Pleine confiance du Kremlin

« Il est difficile d’imaginer qu’une mission diplomatique reçoive des fonds d’une société écran pour une raison légitime, ce qui renforce très clairement les soupçons sur une probable activité financière illicite à travers cette société écran utilisée pour opacifier les transactions », observe Hilary Mossberg, directrice politique de l’ONG américaine anticorruption The Sentry. Pour cette ancienne employée du Trésor public, les sociétés écrans anonymes sont souvent utilisées par des « acteurs illicites » afin de dissimuler « leurs profits et blanchir de l’argent ». Mais « il est inhabituel qu’une représentation diplomatique reçoive des paiements d’une société écran, surtout si celle-ci est enregistrée à la même adresse que 900 autres sociétés, notamment en raison du pays où se trouve le consul honoraire et de l’emplacement du consulat », insiste Hilary Mossberg. « Il n’y a tout simplement aucune raison valable pour qu’il reçoive des paiements d’une société écran », conclut-elle, définitive.

Contactée par Le Monde, la Société générale ne souhaite « ni commenter, ni confirmer, ni infirmer l’identité de ses clients ou d’éventuelles transactions financières ». Le groupe tient seulement à préciser que la lutte contre le blanchiment d’argent est pour lui une « priorité absolue ».

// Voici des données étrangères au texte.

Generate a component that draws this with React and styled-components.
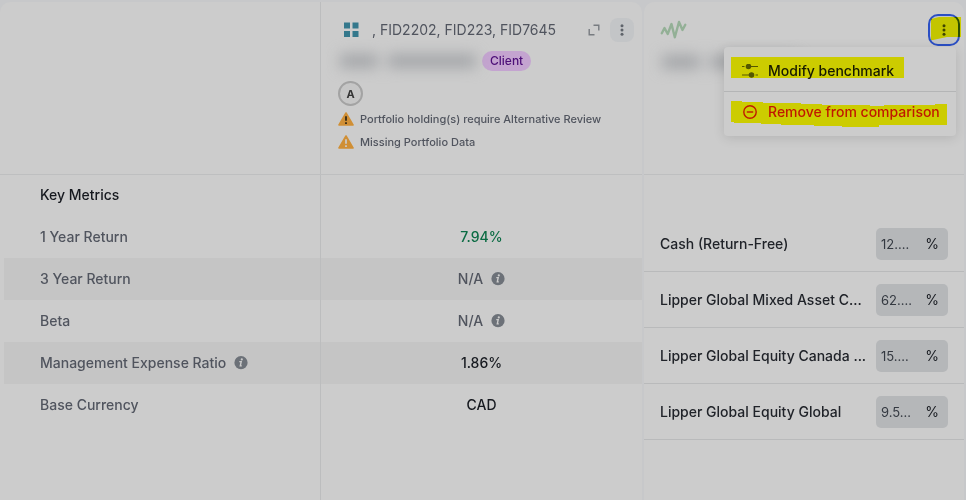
import React from "react";
import styled, { createGlobalStyle } from "styled-components";

const GlobalStyle = createGlobalStyle`
  *, *::before, *::after { box-sizing: border-box; }
  body {
    margin: 0;
    background: #c7c8ca;
    color: #16191f;
    font-family: Inter, "Liberation Sans", sans-serif;
    font-size: 14px;
    font-weight: 500;
    line-height: 20px;
  }
  button, input { font: inherit; color: inherit; }
`;

const Page = styled.main`
  display: grid;
  grid-template-columns: minmax(0, 2fr) minmax(0, 1fr);
  gap: 2px;
  min-height: 100vh;
  padding: 2px 1px 0 0;
`;

const MetricsPanel = styled.div`
  display: flex;
  flex-direction: column;
  background: linear-gradient(to right, transparent 50%, #bcbdbe 50%, #bcbdbe calc(50% + 1px), transparent 0) -1px 0 / 100% 100% no-repeat, #cccccc;
  border-radius: 10px 10px 0 0;
`;

const MetricsTable = styled.table`
  width: 100%;
  table-layout: fixed;
  border-collapse: collapse;
`;

const HeadCell = styled.th`
  height: 172px;
  padding: 16px 8px 0 17px;
  vertical-align: top;
  text-align: left;
  font-weight: 500;
`;

const MetricRow = styled.tr`
  height: 42px;
  border-top: ${(p) => (p.$ruled ? "1px solid #bebfc0" : "0")};
`;

const MetricName = styled.th`
  padding: 0 0 0 40px;
  text-align: left;
  font-weight: 500;
  color: ${(p) => (p.$strong ? "#16191f" : "#50545e")};
  background: ${(p) => (p.$shaded ? "linear-gradient(#c5c5c5, #c5c5c5) 4px 0 / calc(100% - 5px) 100% no-repeat" : "none")};
`;

const tones = { good: "#0b6b43", muted: "#50545e", plain: "#16191f" };

const MetricValue = styled.td`
  padding: 0;
  text-align: center;
  color: ${(p) => tones[p.$tone]};
  background: ${(p) => (p.$shaded ? "#c5c5c5" : "none")};
`;

const WithInfo = styled.span`
  display: inline-flex;
  align-items: center;
  gap: 8px;
`;

const HeaderBar = styled.div`
  display: flex;
  align-items: center;
  gap: 4px;
  height: 24px;
`;

const BrandSlot = styled.span`
  display: flex;
  flex: none;
  width: 30px;
  padding-left: 5px;
`;

const AccountIds = styled.span`
  flex: 1;
  min-width: 0;
  overflow: hidden;
  white-space: nowrap;
  text-overflow: ellipsis;
  color: #50545e;
  font-weight: 400;
`;

const IconButton = styled.button`
  display: flex;
  flex: none;
  align-items: center;
  justify-content: center;
  width: 24px;
  height: 24px;
  padding: 0;
  border: 0;
  border-radius: 8px;
  background: ${(p) => (p.$filled ? "#c3c5c7" : "transparent")};
  color: #5f646b;
`;

const FocusedButton = styled.button`
  position: relative;
  display: flex;
  flex: none;
  align-items: center;
  justify-content: center;
  width: 32px;
  height: 32px;
  margin-left: auto;
  padding: 0;
  border: 2px solid #2b4fc4;
  border-radius: 10px;
  background: #c3c5c7;
  color: #3f444b;
`;

const Marker = styled.svg`
  position: absolute;
  mix-blend-mode: multiply;
  pointer-events: none;
  top: ${(p) => p.$top}px;
  left: ${(p) => p.$left}px;
`;

const NameLine = styled.div`
  display: flex;
  align-items: center;
  height: 20px;
  margin-top: ${(p) => (p.$tight ? 6 : 9)}px;
`;

const HiddenName = styled.span`
  display: flex;
  gap: 10px;
  width: 144px;
  padding: 0 6px 0 2px;
  filter: blur(7px);
`;

const HiddenWord = styled.span`
  height: 14px;
  flex: ${(p) => p.$grow};
  background: #a4a6a9;
`;

const Tag = styled.span`
  padding: 0 8px;
  border-radius: 10px;
  background: #c4a4d0;
  color: #4d0f78;
  font-size: 12px;
`;

const Avatar = styled.div`
  display: flex;
  align-items: center;
  justify-content: center;
  width: 25px;
  height: 25px;
  margin: 10px 0 1px;
  border: 2px solid #a3a3a3;
  border-radius: 50%;
  background: #c6c6c6;
  color: #333333;
  font-size: 11px;
  font-weight: 700;
`;

const Notice = styled.div`
  display: flex;
  align-items: center;
  gap: 6px;
  height: 23px;
  color: #50545e;
  font-size: 11px;
  white-space: nowrap;
`;

const BenchmarkPanel = styled.section`
  position: relative;
  margin-right: 1px;
  background: #cccccc;
  border-radius: 10px 10px 0 0;
`;

const BenchmarkHead = styled.header`
  height: 173px;
  padding: 12px 4px 0 16px;
  border-bottom: 1px solid #bebfc0;
`;

const BenchmarkBar = styled.div`
  display: flex;
  align-items: center;
  height: 32px;
`;

const Holdings = styled.ul`
  margin: 41px 0 0;
  padding: 0;
  list-style: none;
`;

const Holding = styled.li`
  display: flex;
  align-items: center;
  justify-content: space-between;
  gap: 8px;
  height: 56px;
  padding: 0 16px;
  border-bottom: 1px solid #b9babb;
`;

const HoldingName = styled.label`
  min-width: 0;
  overflow: hidden;
  white-space: nowrap;
  text-overflow: ellipsis;
  color: #202329;
`;

const WeightField = styled.span`
  display: flex;
  flex: none;
  align-items: center;
  justify-content: space-between;
  width: 72px;
  height: 32px;
  padding: 0 9px 0 5px;
  border-radius: 5px;
  background: #b5b7b9;
  font-weight: 400;
`;

const WeightInput = styled.input`
  width: 36px;
  padding: 0;
  border: 0;
  outline: 0;
  background: transparent;
  color: #343941;
  font-size: 13px;
`;

const Menu = styled.div`
  position: absolute;
  top: 45px;
  right: 8px;
  width: 232px;
  padding: 4px 0;
  border-radius: 4px;
  background: #cccccc;
  box-shadow: 0 2px 12px rgba(0, 0, 0, 0.12);
`;

const MenuItem = styled.button`
  position: relative;
  display: flex;
  align-items: center;
  gap: 10px;
  width: 100%;
  height: 40px;
  padding: 0 16px 0 18px;
  border: 0;
  background: transparent;
  color: ${(p) => (p.$danger ? "#c01818" : "#16191f")};
  white-space: nowrap;
`;

const Divider = styled.hr`
  height: 1px;
  margin: 0;
  border: 0;
  background: #b4b5b6;
`;

const Dots = () => (
  <svg width="16" height="16" viewBox="0 0 16 16" fill="currentColor" aria-hidden="true">
    <circle cx="8" cy="3.8" r="1.5" />
    <circle cx="8" cy="8" r="1.5" />
    <circle cx="8" cy="12.2" r="1.5" />
  </svg>
);

const Squares = () => (
  <svg width="16" height="16" viewBox="0 0 16 16" fill="#34788c" aria-hidden="true">
    <path d="M1 0.5h6v6h-6zM9.5 0.5h6v6h-6zM1 9h6v6h-6zM9.5 9h6v6h-6z" />
  </svg>
);

const Expand = () => (
  <svg width="12" height="12" viewBox="0 0 12 12" fill="none" stroke="#777b80" strokeWidth="1.4" aria-hidden="true">
    <path d="M5.5 1.2h5.3v5.3M1.2 5v5.8h5.3" />
  </svg>
);

const Pulse = () => (
  <svg width="27" height="20" viewBox="0 0 27 20" fill="none" stroke="#93b096" strokeWidth="2.4" strokeLinecap="round" strokeLinejoin="round" aria-hidden="true">
    <path d="M1.8 13.2L4.5 8L7.7 14L11.5 4L14.8 17.3L19 2L22.5 10L25.3 4.8" />
  </svg>
);

const InfoIcon = () => (
  <svg width="14" height="14" viewBox="0 0 14 14" aria-hidden="true">
    <circle cx="7" cy="6.7" r="6.6" fill="#6c7178" />
    <circle cx="7.8" cy="3.4" r="1.1" fill="#cccccc" />
    <path d="M5.3 5.6h1.9l-0.9 4.3h1.5" fill="none" stroke="#cccccc" strokeWidth="1.4" />
  </svg>
);

const Warning = ({ mark }) => (
  <svg width="16" height="14" viewBox="0 0 16 14" aria-hidden="true">
    <path d="M8 1L15 13H1Z" fill="#d08f35" stroke="#d08f35" strokeWidth="1.6" strokeLinejoin="round" />
    <path d="M8 4.3v4.5M8 10.2v1.7" stroke={mark} strokeWidth="1.7" />
  </svg>
);

const Sliders = () => (
  <svg width="16" height="14" viewBox="0 0 16 14" fill="none" stroke="currentColor" strokeWidth="1.2" aria-hidden="true" opacity="0.65">
    <path d="M0 2.5h2.5M4 2.5h12M0 11h12M13.5 11h2.5" />
    <circle cx="6.5" cy="2.5" r="2.2" fill="currentColor" />
    <circle cx="9.5" cy="11" r="2.2" fill="currentColor" />
  </svg>
);

const Remove = () => (
  <svg width="16" height="16" viewBox="0 0 16 16" fill="none" stroke="currentColor" strokeWidth="1.4" aria-hidden="true">
    <circle cx="8" cy="8" r="6.2" />
    <path d="M4.8 8h6.4" />
  </svg>
);

const metrics = [
  { name: "1 Year Return", value: "7.94%", tone: "good" },
  { name: "3 Year Return", value: "N/A", tone: "muted", valueInfo: true },
  { name: "Beta", value: "N/A", tone: "muted", valueInfo: true },
  { name: "Management Expense Ratio", value: "1.86%", tone: "plain", nameInfo: true },
  { name: "Base Currency", value: "CAD", tone: "plain" },
];

const holdings = [
  { name: "Cash (Return-Free)", weight: "12.…" },
  { name: "Lipper Global Mixed Asset C...", weight: "62.…" },
  { name: "Lipper Global Equity Canada ...", weight: "15.…" },
  { name: "Lipper Global Equity Global", weight: "9.5…" },
];

const Labelled = ({ text, info }) =>
  info ? (
    <WithInfo>
      {text}
      <InfoIcon />
    </WithInfo>
  ) : (
    text
  );

const BlurredName = () => (
  <HiddenName>
    <HiddenWord $grow={3} />
    <HiddenWord $grow={7} />
  </HiddenName>
);

function PortfolioHeader() {
  return (
    <>
      <HeaderBar>
        <BrandSlot>
          <Squares />
        </BrandSlot>
        <AccountIds>, FID2202, FID223, FID7645</AccountIds>
        <IconButton aria-label="Expand">
          <Expand />
        </IconButton>
        <IconButton $filled aria-label="Portfolio options">
          <Dots />
        </IconButton>
      </HeaderBar>
      <NameLine>
        <BlurredName />
        <Tag>Client</Tag>
      </NameLine>
      <Avatar>A</Avatar>
      <Notice>
        <Warning mark="#2b2415" />
        Portfolio holding(s) require Alternative Review
      </Notice>
      <Notice>
        <Warning mark="#cccccc" />
        Missing Portfolio Data
      </Notice>
    </>
  );
}

function Metrics() {
  return (
    <MetricsPanel>
      <MetricsTable>
        <thead>
          <tr>
            <HeadCell />
            <HeadCell scope="col">
              <PortfolioHeader />
            </HeadCell>
          </tr>
        </thead>
        <tbody>
          <MetricRow $ruled>
            <MetricName $strong scope="row">Key Metrics</MetricName>
            <MetricValue $tone="plain" />
          </MetricRow>
          {metrics.map((m, i) => (
            <MetricRow key={m.name}>
              <MetricName $shaded={i % 2 === 1} scope="row">
                <Labelled text={m.name} info={m.nameInfo} />
              </MetricName>
              <MetricValue $tone={m.tone} $shaded={i % 2 === 1}>
                <Labelled text={m.value} info={m.valueInfo} />
              </MetricValue>
            </MetricRow>
          ))}
        </tbody>
      </MetricsTable>
    </MetricsPanel>
  );
}

function Benchmark() {
  return (
    <BenchmarkPanel>
      <BenchmarkHead>
        <BenchmarkBar>
          <Pulse />
          <FocusedButton aria-label="Benchmark options" aria-expanded="true">
            <Dots />
            <Marker $top={1} $left={1} width="30" height="23" viewBox="0 0 30 23" aria-hidden="true">
              <path d="M0 2L8 0H30V20H16L2 23H0Z" fill="#ffff00" />
            </Marker>
          </FocusedButton>
        </BenchmarkBar>
        <NameLine $tight>
          <BlurredName />
        </NameLine>
      </BenchmarkHead>
      <Holdings>
        {holdings.map((h, i) => (
          <Holding key={h.name}>
            <HoldingName htmlFor={`weight-${i}`}>{h.name}</HoldingName>
            <WeightField>
              <WeightInput id={`weight-${i}`} defaultValue={h.weight} />
              %
            </WeightField>
          </Holding>
        ))}
      </Holdings>
      <Menu role="menu">
        <MenuItem role="menuitem">
          <Sliders />
          Modify benchmark
          <Marker $top={6} $left={7} width="173" height="21" viewBox="0 0 173 21" aria-hidden="true">
            <path d="M0 0H173V21H0Z" fill="#ffff00" />
          </Marker>
        </MenuItem>
        <Divider />
        <MenuItem role="menuitem" $danger>
          <Remove />
          Remove from comparison
          <Marker $top={9} $left={7} width="216" height="26" viewBox="0 0 216 26" aria-hidden="true">
            <path d="M0 0H11V1H32V2H70V3H91V4H139V5H153V4H204V3H216V24H148V26H111V25H83V24H50V23H30V22H3V21H0Z" fill="#ffff00" />
          </Marker>
        </MenuItem>
      </Menu>
    </BenchmarkPanel>
  );
}

export default function App() {
  return (
    <>
      <GlobalStyle />
      <Page>
        <Metrics />
        <Benchmark />
      </Page>
    </>
  );
}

Malgré ces interrogations persistantes, Jean Marie Tchuissang et son épouse bénéficient de la pleine confiance du Kremlin. En janvier 2013, le consul a reçu la médaille Pouchkine, une distinction honorifique attribuée aux citoyens qui s’illustrent dans les domaines de l’éducation, de la littérature, des sciences humaines, des arts et de la culture. L’ambassadeur de Russie au Cameroun a même fait le déplacement pour l’occasion. De son côté, Irina Leonidovna Tchuissang gère un programme destiné aux étudiants camerounais désireux de poursuivre leur formation en Russie. Un couple qui partage donc son temps entre diplomatie et business.